The reasons and benefits of having many repeat visitors to your website
There are many reasons why you would want to have repeat visitors to your website. If you can have repeat visitors, you can develop a relationship with them and you can get multiple chances of making a sale from them. By providing info to your repeat visitors or providing a valuable service for free, you can earn their trust. If your visitors trust you and the advice you give, you will increase your chances of making the sale.
Like any other business, how you conduct relationships with your visitors is the most important part of building your customer base. Make friends out of your customers instead of just asking them to send you money for one reason or another. The trick is to build steady relationships. It is easier to sell to steady customers than to acquire new customers.

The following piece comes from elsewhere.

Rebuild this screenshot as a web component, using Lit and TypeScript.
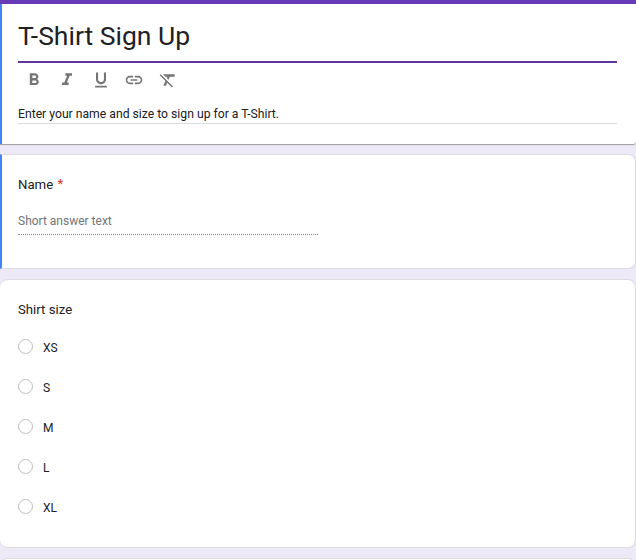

7 Steps to Generate Repeat Traffic
The Internet has evolved since its early days. People are no longer surfing the Internet our of curiosity by rather for a specific reason. Since the early days of Internet, people have learned what a website should offer them. Surfers today are purposeful and a demanding lot. When they wade through a sea of information and find a site they want, they will expect it to look professional and informative. There are many ways to provide information and listed are 7 methods of generating repeat traffic.
Step 1 – Content
This is probably why most people come to visit your website. They come to view your content. There is no way you can “drive” them to your website but you can definitely lure them with readable and great content that fits their needs. Give them information of value. Ensure that the information is clear and well written. If you try to sell too hard, you will be sent to marketing oblivion with just a click. People aren’t looking to be sold but rather to be informed. Provide the content that could not be found from your competitor’s site. Nothing will turn off your visitors faster than rehashed ideas. Do not play copycat and offer nothing more than what can already be found elsewhere.
Step 2 – Updated Content
Keep your website content fresh. Update it with new content on a monthly basis if possible. People visit your site to look for up-to-the-minute information. You can meet this need by providing high quality information that’s topical and readable. It should engage your visitors and give them a reason of wanting to come back.
Step 3 – Consistency
Don’t use different elements on each page in your website. Your entire website should have a unified look and feel. Changing formats merely confuses your visitor. Make your site easy to navigate and base all of your visuals on a theme and stick with it. After visiting your website for a few times, a visitor will develop a mental image and expect it. On a similar note, Do not use more than a few different typefaces (fonts) throughout your website. It gets confusing. Everything you do should convey the same message and represent what you stand for.
Step 4 – Credibility
You may be a one-person operation, but the beauty of the Internet is that on one will ever know that if you don’t tell them. Even though you may be working from your bedroom of your house, the appearance of your site needs to be sharp, professional and coherent. Choose your area of expertise and stick with it. Offer only a few related product lines.
Step 5 – Convenience
Ensure your website is easy to get to and easy to use. Do not make life difficult for your visitors. At one time, frames were a craze for website development, but later people found them to be much too complicated. Frame technology allows you to have more than one website on your screen at the same time. With a structure built on frames, a visitor to a site does not know where to focus his or her attention. Using frames become too complex that they were actually discouraging people from using the sites. Make it easy for visitors to get to where they want to go quickly and painlessly.
Step 6 – Clarity
Again, don’t try to confuse your visitor. State your points clearly and straight to the point. Your home page should tell the visitor, “I know what you want. Here’s how to find it.”
Step 7 – Simplicity
Normally when people are surfing the Web, they generally do not want to spend more than a few seconds on any page until they’ve found exactly what they’re looking for. Too much text on your home page will cause your visitor to move on to somewhere else. If you site looks complex and confusing, they will not come back. If they feel comfortable and feel you have something worthwhile to offer them, then they’ll likely come back in the future. If you want only techies to visit your site and do business with you, then use the jargon they understand. If you want scientists, then use their unique language. Use the language that your intended visitors use. Get to the point. And remember, a confused reader will not buy what you have to offer, worse, they will not even take the time to ask you to explain.